Set exercise:
Select each line where the word "components" appears.

↓

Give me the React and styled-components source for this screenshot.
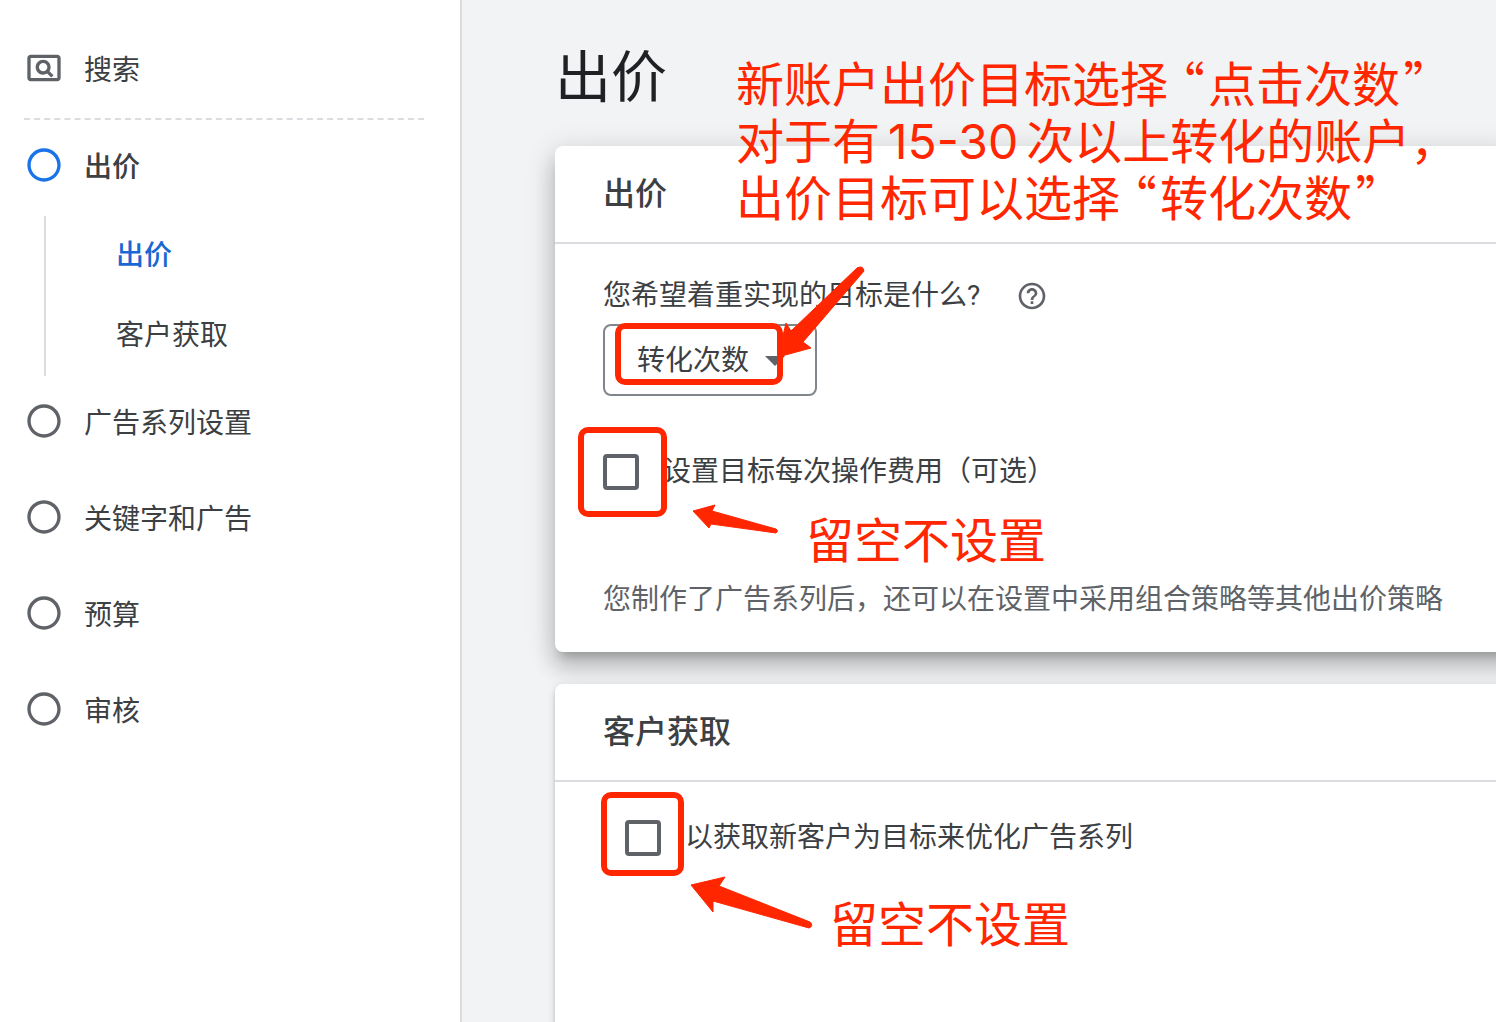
import styled, { createGlobalStyle } from "styled-components"
import {
   MdHelpOutline,
   MdOutlinePageview,
   MdRadioButtonUnchecked,
} from "react-icons/md"

const Colors = {
   Text: "#3c4043",
   Title: "#202124",
   Muted: "#5f6368",
   Border: "#dadce0",
   Background: "#f1f3f4",
   Primary: "#1a73e8",
   PrimaryDark: "#1967d2",
   Mark: "#ff2600",
}

const GlobalStyle = createGlobalStyle`
   *, *::before, *::after {
      box-sizing: border-box;
   }

   body {
      margin: 0;
      color: ${Colors.Text};
      background-color: ${Colors.Background};
      font-family: Roboto, "Noto Sans CJK SC", sans-serif;
      font-size: 28px;
      line-height: 40px;
   }
`

const Page = styled.div`
   display: flex;
   min-height: 100vh;
   overflow: hidden;
`

const Sidebar = styled.nav`
   flex: 0 0 462px;
   padding: 24px 36px 0 24px;
   background-color: white;
   border-right: 2px solid ${Colors.Border};
`

const Step = styled.a`
   display: flex;
   align-items: center;
   column-gap: 20px;
   height: 96px;
   color: ${Colors.Text};
   font-weight: ${(props) => (props.$active ? 500 : 400)};
   text-decoration: none;
   border-bottom: ${(props) =>
      props.$divider ? `2px dashed ${Colors.Border}` : "none"};

   svg {
      margin-bottom: 6px;
      color: ${(props) => (props.$active ? Colors.Primary : Colors.Muted)};
   }
`

const SubSteps = styled.div`
   display: flex;
   flex-direction: column;
   margin-left: 20px;
   padding-left: 70px;
   border-left: 2px solid ${Colors.Border};
`

const SubStep = styled.a`
   padding: 20px 0;
   color: ${(props) => (props.$active ? Colors.PrimaryDark : Colors.Text)};
   font-weight: ${(props) => (props.$active ? 500 : 400)};
   text-decoration: none;
`

const Main = styled.main`
   position: relative;
   flex: 1;
   min-width: 0;
   display: flex;
   flex-direction: column;
   row-gap: 28px;
   padding: 38px 0 0 93px;
`

const Title = styled.h1`
   margin: 0;
   color: ${Colors.Title};
   font-size: 56px;
   font-weight: 400;
   line-height: 80px;
`

const Cards = styled.div`
   flex: 1 0 auto;
   display: flex;
   flex-direction: column;
   row-gap: 32px;
   margin: 0 -32px -32px 0;
`

const Card = styled.section`
   position: relative;
   flex: ${(props) => (props.$grow ? "1 0 auto" : "none")};
   background-color: white;
   border-radius: 8px;
   box-shadow: ${(props) =>
      props.$raised
         ? "0 10px 10px -6px rgba(0, 0, 0, 0.2), 0 16px 20px 2px rgba(0, 0, 0, 0.14), 0 6px 28px 4px rgba(0, 0, 0, 0.12)"
         : "0 6px 2px -4px rgba(0, 0, 0, 0.2), 0 4px 4px rgba(0, 0, 0, 0.14), 0 2px 10px rgba(0, 0, 0, 0.12)"};
`

const CardHeader = styled.h2`
   margin: 0;
   padding: 24px 48px;
   font-size: 32px;
   font-weight: 500;
   line-height: 48px;
   border-bottom: 2px solid ${Colors.Border};
`

const CardBody = styled.div`
   display: flex;
   flex-direction: column;
   align-items: flex-start;
   padding: 32px 0 32px 48px;
`

const Question = styled.div`
   display: flex;
   align-items: center;
   column-gap: 36px;
   margin-bottom: 8px;
`

const HelpButton = styled.button`
   display: flex;
   padding: 0;
   color: ${Colors.Muted};
   background: none;
   border: none;
`

const SelectBox = styled.div`
   position: relative;
   margin-bottom: 58px;
`

const Select = styled.select`
   appearance: none;
   width: 214px;
   height: 72px;
   padding: 2px 32px 0;
   color: inherit;
   font: inherit;
   background-color: white;
   border: 2px solid #80868b;
   border-radius: 8px;
`

const Caret = styled.span`
   position: absolute;
   top: 32px;
   right: 32px;
   border: 10px solid transparent;
   border-top-color: ${Colors.Muted};
   border-bottom: none;
   pointer-events: none;
`

const CheckLabel = styled.label`
   display: flex;
   align-items: center;
   column-gap: 24px;
   height: 36px;
   white-space: nowrap;
   margin: ${(props) => (props.$nested ? "6px 0 0 22px" : "0")};
`

const Checkbox = styled.input`
   appearance: none;
   width: 36px;
   height: 36px;
   margin: 0;
   border: 4px solid ${Colors.Muted};
   border-radius: 4px;
`

const Hint = styled.p`
   margin: 90px 0 0;
   color: ${Colors.Muted};
   white-space: nowrap;
`

// Hand-drawn marks laid over the form
const Frame = styled.div`
   position: absolute;
   left: ${(props) => props.$x}px;
   top: ${(props) => props.$y}px;
   width: ${(props) => props.$w}px;
   height: ${(props) => props.$h}px;
   border: 6px solid ${Colors.Mark};
   border-radius: 10px;
   pointer-events: none;
`

const ArrowSvg = styled.svg`
   position: absolute;
   left: ${(props) => props.$x}px;
   top: ${(props) => props.$y}px;
   fill: ${Colors.Mark};
   stroke: ${Colors.Mark};
   stroke-linejoin: round;
   pointer-events: none;
`

const Note = styled.p`
   position: absolute;
   left: ${(props) => props.$x}px;
   top: ${(props) => props.$y}px;
   margin: 0;
   color: ${Colors.Mark};
   font-family: Inter, "Noto Sans CJK SC", sans-serif;
   font-size: 48px;
   line-height: 57px;
   white-space: nowrap;
   pointer-events: none;
`

const Digits = styled.span`
   margin: 0 8px;
`

const Quoted = styled.q`
   quotes: "“" "”";

   &::before,
   &::after {
      font-family: "Noto Sans CJK SC", sans-serif;
      font-feature-settings: "palt";
      line-height: 1px;
   }

   &::before {
      margin: 0 4px 0 12px;
   }

   &::after {
      margin-left: 4px;
   }
`

function Arrow({ x, y, width, height, d }) {
   return (
      <ArrowSvg $x={x} $y={y} width={width} height={height} aria-hidden="true">
         <path d={d} />
      </ArrowSvg>
   )
}

const steps = ["广告系列设置", "关键字和广告", "预算", "审核"]

export default function App() {
   return (
      <Page lang="zh-CN">
         <GlobalStyle />

         <Sidebar>
            <Step href="#search" $divider>
               <MdOutlinePageview size={40} />
               搜索
            </Step>
            <Step href="#bidding" $active>
               <MdRadioButtonUnchecked size={40} />
               出价
            </Step>
            <SubSteps>
               <SubStep href="#bidding" $active>
                  出价
               </SubStep>
               <SubStep href="#acquisition">客户获取</SubStep>
            </SubSteps>
            {steps.map((step) => (
               <Step key={step} href="#next">
                  <MdRadioButtonUnchecked size={40} />
                  {step}
               </Step>
            ))}
         </Sidebar>

         <Main>
            <Title>出价</Title>

            <Cards>
               <Card id="bidding" $raised>
                  <CardHeader>出价</CardHeader>
                  <CardBody>
                     <Question>
                        <label htmlFor="goal">您希望着重实现的目标是什么?</label>
                        <HelpButton type="button" aria-label="帮助">
                           <MdHelpOutline size={32} />
                        </HelpButton>
                     </Question>
                     <SelectBox>
                        <Select id="goal">
                           <option>转化次数</option>
                        </Select>
                        <Caret />
                     </SelectBox>
                     <CheckLabel>
                        <Checkbox type="checkbox" />
                        设置目标每次操作费用（可选）
                     </CheckLabel>
                     <Hint>
                        您制作了广告系列后，还可以在设置中采用组合策略等其他出价策略
                     </Hint>
                  </CardBody>

                  <Frame $x={60} $y={177} $w={168} $h={62} />
                  <Frame $x={23} $y={281} $w={89} $h={90} />
                  <Arrow
                     x={221}
                     y={118}
                     width={92}
                     height={98}
                     d="M2 93 L10 59 L15 67 L81 4 Q87 1 88 7 L27 78 L35 84 Z"
                  />
                  <Arrow
                     x={136}
                     y={356}
                     width={90}
                     height={32}
                     d="M2 9 L24 3 L21 9 L85 27 Q88 29 85 31 L20 22 L18 26 Z"
                  />
                  <Note $x={251} $y={366}>
                     留空不设置
                  </Note>
               </Card>

               <Card id="acquisition" $grow>
                  <CardHeader>客户获取</CardHeader>
                  <CardBody>
                     <CheckLabel $nested>
                        <Checkbox type="checkbox" />
                        以获取新客户为目标来优化广告系列
                     </CheckLabel>
                  </CardBody>

                  <Frame $x={46} $y={108} $w={83} $h={84} />
                  <Arrow
                     x={133}
                     y={190}
                     width={126}
                     height={58}
                     d="M3 11 L37 3 L31 12 L122 48 Q126 52 121 54 L25 27 L25 38 Z"
                  />
                  <Note $x={275} $y={212}>
                     留空不设置
                  </Note>
               </Card>
            </Cards>

            <Note $x={274} $y={56}>
               新账户出价目标选择<Quoted>点击次数</Quoted>
               <br />
               对于有<Digits>15-30</Digits>次以上转化的账户，
               <br />
               出价目标可以选择<Quoted>转化次数</Quoted>
            </Note>
         </Main>
      </Page>
   )
}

↑

The reply:
Give me the React and styled-components source for this screenshot.
import styled, { createGlobalStyle } from "styled-components"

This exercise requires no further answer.